Als arbeitende Mutter in den 1960er Jahren stach Hamilton bereits hervor, doch als eine Softwareingenieurin in der Raumfahrtbranche war sie ein absoluter Ausnahmefall. "Die Leute sagten immer zu mir: 'Wie kannst du deine Tochter verlassen? Wie kannst du das tun?'", schilderte Hamilton 2015 die damalige Situation dem amerikanischen Wired-Magazin. Ihre Tochter Lauren brachte Sie häufig mit ins Labor. Während die 4-jährige auf dem Boden des Büros schlief, programmierte ihre Mutter und lieferte elementare Bestandteile des Codes, der sich schließlich im Bordcomputer von Apollo 11 wiederfand.

Geburtsstunde des Begriffs "Software-Engineering"

Als Hamilton und ihr Team den endgültigen Auftrag bekam, eine Software für die bemannte Raumfahrtmission zu programmieren, mussten sie um jede Anerkennung kämpfen. Während die Rolle der Ingenieure klar einzuordnen war, konnten die meisten Geldgeber nicht verstehen, worum es beim Programmieren eigentlich ging. Anfangs gab es nicht einmal ein Budget für die Software-Abteilung der NASA. Doch das Unverständnis ihrer Vorgesetzten nutzten Hamilton und ihr Team zu ihrem Vorteil.

"Software galt als eine Blackbox, als etwas Geheimnisvolles, das fast magisch im Bordcomputer auftauchte", erinnert sich die Softwareingenieurin. "Und daher gaben uns die Manager volle Freiheit und totales Vertrauen." Auch den Begriff "Software-Engineering" schuf die damals 32-jährige Hamilton, um zu verdeutlichen, dass das Entwickeln von Software nicht weniger bedeutend als das Wirken der anerkannten NASA-Ingenieure war. Hamilton selbst fokussierte sich auf Software zur Erkennung von Systemfehlern und zur Wiederherstellung von Informationen bei einem Computerabsturz. Beide Elemente waren entscheidend während der Mission Apollo 11.

Hamiltons Tochter bringt Apollo Erfolg

Während Hamilton an der Apollo-Software tüftelte, kam es zu einem elementaren Zwischenfall. Eines Tages, als Hamiltons Tochter Lauren auf dem Büroboden spielte, verlor die Programmiererin sie kurz aus den Augen. Lauren spielte versehentlich am Steuermodul von Apollo 11 herum, drückte einige Knöpfe und brachte das ganze Simulationsprogramm zum Absturz. Ein Umstand, der den entscheidenden Erfolg der Apollo 11-Mission in sich trug.

Dass es so schnell zu einem Absturz kam, schockierte Hamilton und sie machte sich auf die Fehlersuche.

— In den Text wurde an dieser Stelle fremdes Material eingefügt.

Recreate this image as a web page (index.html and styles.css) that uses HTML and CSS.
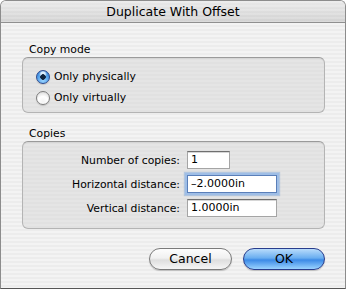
FILE: index.html
```html
<!DOCTYPE html>
<html lang="en">
<head>
    <meta charset="UTF-8">
    <title>Duplicate With Offset</title>
    <link rel="stylesheet" href="styles.css">
</head>
<body>
    <div class="window">
        <div class="titlebar">Duplicate With Offset</div>
        <div class="content">
            <div class="group">
                <div class="group-label">Copy mode</div>
                <div class="group-box radios">
                    <div class="radio"><span class="radio-btn checked"></span>Only physically</div>
                    <div class="radio"><span class="radio-btn"></span>Only virtually</div>
                </div>
            </div>
            <div class="group copies">
                <div class="group-label">Copies</div>
                <div class="group-box fields">
                    <span class="field-label">Number of copies:</span>
                    <span class="field short">1</span>
                    <span class="field-label">Horizontal distance:</span>
                    <span class="field focus">&#8211;2.0000in</span>
                    <span class="field-label">Vertical distance:</span>
                    <span class="field">1.0000in</span>
                </div>
            </div>
            <div class="buttons">
                <div class="btn">Cancel</div>
                <div class="btn default">OK</div>
            </div>
        </div>
    </div>
</body>
</html>
```

FILE: styles.css
```css
html, body{
    margin: 0;
    padding: 0;
    background: #fff;
}
body{
    font-family: "DejaVu Sans", "Noto Sans", sans-serif;
    font-size: 10.8px;
    color: #000;
}

/* window frame */
.window{
    width: 346px;
    height: 289px;
    box-sizing: border-box;
    border: 1px solid #8c8c8c;
    border-bottom-color: #555;
    border-radius: 6px 6px 0 0;
    overflow: hidden;
    background: repeating-linear-gradient(#ececec 0 2px, #f3f3f3 2px 4px);
}
.titlebar{
    height: 21px;
    line-height: 21px;
    text-align: center;
    font-size: 12.5px;
    border-bottom: 1px solid #8f8f8f;
    background:
        repeating-linear-gradient(rgba(255,255,255,.18) 0 2px, rgba(0,0,0,0) 2px 4px),
        linear-gradient(#e9e9e9, #d2d2d2);
}
.content{
    padding: 20px 20px 0 21px;
}

/* group boxes */
.group-label{
    line-height: 14px;
    padding-left: 7px;
}
.copies{
    margin-top: 14px;
}
.group-box{
    border: 1px solid #b4b4b4;
    border-top-color: #9a9a9a;
    border-radius: 6px;
    background: repeating-linear-gradient(#e1e1e1 0 2px, #e5e5e5 2px 4px);
    box-shadow: inset 0 1px 1px rgba(0,0,0,.06);
}
.radios{
    padding: 8px 0 4px 13px;
}
.radio{
    display: flex;
    align-items: center;
    height: 21px;
    gap: 4px;
}
.radio-btn{
    width: 12px;
    height: 12px;
    border-radius: 50%;
    border: 1px solid #7d7d7d;
    background: radial-gradient(circle at 50% 80%, #f4f4f4, #fff 45%, #cfcfcf 100%);
    box-shadow: 0 1px 1px rgba(0,0,0,.15);
}
.radio-btn.checked{
    border-color: #2d4a8e;
    background:
        radial-gradient(circle, #10243f 0 2.5px, rgba(0,0,0,0) 3px),
        radial-gradient(circle at 50% 25%, #dcefff 0 2px, rgba(0,0,0,0) 4px),
        radial-gradient(circle at 50% 80%, #9ad4ff, #4a9ae8 60%, #2e6fc4);
}

/* fields */
.fields{
    display: grid;
    grid-template-columns: 157px auto;
    column-gap: 7px;
    row-gap: 6px;
    align-items: center;
    justify-items: start;
    padding: 9px 0 11px;
}
.field-label{
    justify-self: end;
}
.field{
    box-sizing: border-box;
    width: 90px;
    height: 18px;
    line-height: 16px;
    padding-left: 3px;
    background: #fff;
    border: 1px solid #a5a5a5;
    border-top-color: #6f6f6f;
    box-shadow: inset 0 1px 0 #d6d6d6;
    font-size: 11px;
}
.field.short{
    width: 43px;
}
.field.focus{
    border-color: #5a7fb9;
    box-shadow: 0 0 0 2px #9fbee6, 0 0 1px 3px rgba(130,170,220,.5);
}

/* buttons */
.buttons{
    display: flex;
    justify-content: flex-end;
    gap: 11px;
    margin-top: 19px;
}
.btn{
    width: 81px;
    height: 20px;
    line-height: 20px;
    text-align: center;
    font-size: 12.5px;
    border-radius: 11px;
    border: 1px solid #7a7a7a;
    background: linear-gradient(#fdfdfd, #f1f1f1 45%, #dedede 55%, #f6f6f6);
    box-shadow: 0 1px 1px rgba(0,0,0,.2);
}
.btn.default{
    width: 80px;
    border-color: #283c8c;
    background: linear-gradient(#b9dcfb, #6aaef0 45%, #3c8ae6 55%, #9ad3ff);
}
```
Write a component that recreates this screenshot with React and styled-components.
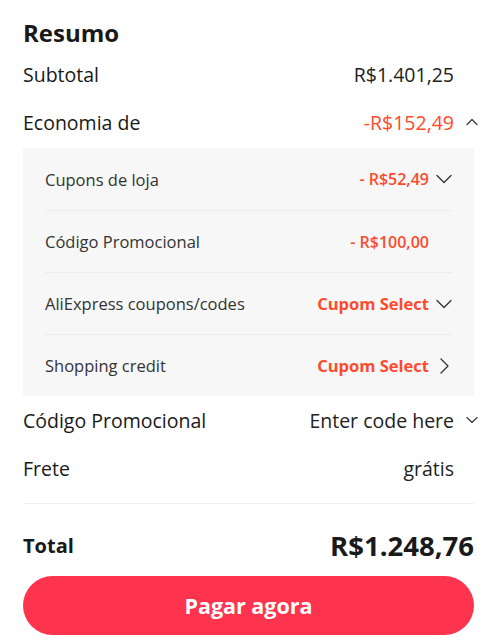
import React from 'react'
import styled, {createGlobalStyle} from 'styled-components'

const GlobalStyle = createGlobalStyle`
    body {
        margin: 0;
        background: #fff;
        font-family: "Open Sans", "Liberation Sans", sans-serif;
        color: #191919;
    }
`

const Summary = styled.div`
    display: flex;
    flex-direction: column;
    padding: 14px 26px 0 23px;
`

const Title = styled.h2`
    margin: 0;
    font-size: 24px;
    font-weight: 700;
    line-height: 38px;
`

const Row = styled.div`
    display: flex;
    align-items: center;
    justify-content: space-between;
    height: ${props => props.h || 48}px;
    margin-right: -4px;
    font-size: 19.5px;
`

const Value = styled.div`
    display: flex;
    align-items: center;
    color: ${props => (props.red ? '#ff4a2c' : '#222')};
`

const IconSlot = styled.span`
    display: inline-flex;
    width: 24px;
    justify-content: flex-end;
    color: #333;
`

const Panel = styled.div`
    background: #f7f7f7;
    padding: 0 22px;
`

const SubRow = styled.div`
    display: flex;
    align-items: center;
    justify-content: space-between;
    height: 62px;
    box-sizing: border-box;
    font-size: 16.5px;
    color: #333;
    border-top: ${props => (props.first ? 'none' : '1px solid #ececec')};
`

const SubValue = styled.div`
    display: flex;
    align-items: center;
    gap: 6px;
    color: #ff4a2c;
    font-size: ${props => (props.large ? 16.5 : 16)}px;
    font-weight: ${props => (props.large ? 700 : 600)};
`

const SubIcon = styled.span`
    display: inline-flex;
    width: 17px;
    justify-content: center;
    color: #333;
`

const Divider = styled.div`
    height: 1px;
    background: #ededed;
    margin-top: 11px;
`

const TotalRow = styled.div`
    display: flex;
    align-items: center;
    justify-content: space-between;
    box-sizing: border-box;
    height: 72px;
    padding-top: 10px;
`

const TotalLabel = styled.span`
    font-size: 20px;
    font-weight: 700;
`

const TotalValue = styled.span`
    font-size: 27.5px;
    font-weight: 700;
    color: #1a1a1a;
`

const PayButton = styled.button`
    height: 59px;
    border: none;
    border-radius: 30px;
    background: #fe344f;
    color: #fff;
    font-family: inherit;
    font-size: 21.5px;
    font-weight: 700;
    cursor: pointer;
`

const shapes = {
    down: {w: 16, h: 10, d: 'M1 1.5l7 7 7-7'},
    up: {w: 12, h: 8, d: 'M1 6.5l5-5 5 5'},
    small: {w: 12, h: 8, d: 'M1 1.5l5 5 5-5'},
    right: {w: 10, h: 16, d: 'M2 1l7 7-7 7'},
}

const Chevron = ({dir = 'down', stroke = 1.3}) => {
    const s = shapes[dir]
    return (
        <svg width={s.w} height={s.h} viewBox={`0 0 ${s.w} ${s.h}`} fill="none">
            <path d={s.d} stroke="currentColor" strokeWidth={stroke} strokeLinecap="round" strokeLinejoin="round" />
        </svg>
    )
}

const App = () => (
    <>
        <GlobalStyle />
        <Summary>
            <Title>Resumo</Title>
            <Row h={44}>
                <span>Subtotal</span>
                <Value>R$1.401,25<IconSlot /></Value>
            </Row>
            <Row h={52}>
                <span>Economia de</span>
                <Value red>-R$152,49<IconSlot><Chevron dir="up" stroke={1.2} /></IconSlot></Value>
            </Row>
            <Panel>
                <SubRow first>
                    <span>Cupons de loja</span>
                    <SubValue>- R$52,49<SubIcon><Chevron dir="down" /></SubIcon></SubValue>
                </SubRow>
                <SubRow>
                    <span>Código Promocional</span>
                    <SubValue>- R$100,00<SubIcon /></SubValue>
                </SubRow>
                <SubRow>
                    <span>AliExpress coupons/codes</span>
                    <SubValue large>Cupom Select<SubIcon><Chevron dir="down" /></SubIcon></SubValue>
                </SubRow>
                <SubRow>
                    <span>Shopping credit</span>
                    <SubValue large>Cupom Select<SubIcon><Chevron dir="right" /></SubIcon></SubValue>
                </SubRow>
            </Panel>
            <Row h={48}>
                <span>Código Promocional</span>
                <Value>Enter code here<IconSlot><Chevron dir="small" stroke={1.1} /></IconSlot></Value>
            </Row>
            <Row h={48}>
                <span>Frete</span>
                <Value>grátis<IconSlot /></Value>
            </Row>
            <Divider />
            <TotalRow>
                <TotalLabel>Total</TotalLabel>
                <TotalValue>R$1.248,76</TotalValue>
            </TotalRow>
            <PayButton>Pagar agora</PayButton>
        </Summary>
    </>
)

export default App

Schnell fand sie den Grund: Lauren hatte in der Flugphase das Programmmodul "P01" ausgewählt. Es handelte sich dabei um einen Teil des Programms, der nur vor dem Start ausgeführt werden sollte. Hamilton erkannte, dass ohne Schutzvorrichtungen und Backup-Systeme bereits ein falscher Tastendruck ausreichen konnte, um die gesamte Raumfahrtmission scheitern zu lassen.

Menschliche Fehler beim Programmieren müssen immer einkalkuliert werden.

Mit dieser Erkenntnis ging sie zu ihren Vorgesetzten und warnte vor dem beutenden Fehler. Diese winkten jedoch ab und erwiderten, dass kein ausgebildeter Astronaut einen solchen Fehler begehen könnte. Sie sollten eines Besseren belehrt werden, als einige Monate später dem Vorläufer "Apollo 8" genau dieser Fehler unterläuft. Über mehrere Stunden hinweg mussten Hamilton und ihre Kollegen nach einer Lösung suchen, um das Programm wiederherzustellen. Als sie schlussendlich dies erreichen können, wurde fortan eins immer bedacht: Menschliche Fehler beim Programmieren müssen immer einkalkuliert werden. "Uns wurde damals klar, dass niemand perfekt ist – nicht einmal Astronauten. Und so suchten wir immer nach neuen Möglichkeiten, uns vorzubereiten, um auch auf das Unerwartete reagieren zu können", erzählte Hamilton fast 50 Jahre später während eines Vortrags im Jahr 2018. Tatsächlich aber gab es während der gesamten "Apollo 11"- Mission keinen einzigen Softwarefehler.

Späte Anerkennung

Bis 1976 blieb Hamilton am MIT, danach machte sie sich mit Software-Unternehmen selbständig. Erst 2003 wurde Hamilton mit dem "NASA Exceptional Space Act Award" geehrt. Die damit verbundene Preissumme in Höhe von 37.200 Dollar war die höchste, die jemals für diese Auszeichnung ausgeschüttet wurde. Im Jahr 2016 überreichte der damalige US-Präsident Barack Obama ihr die Presidential Medal of Freedom – die höchste zivile Auszeichnung der USA.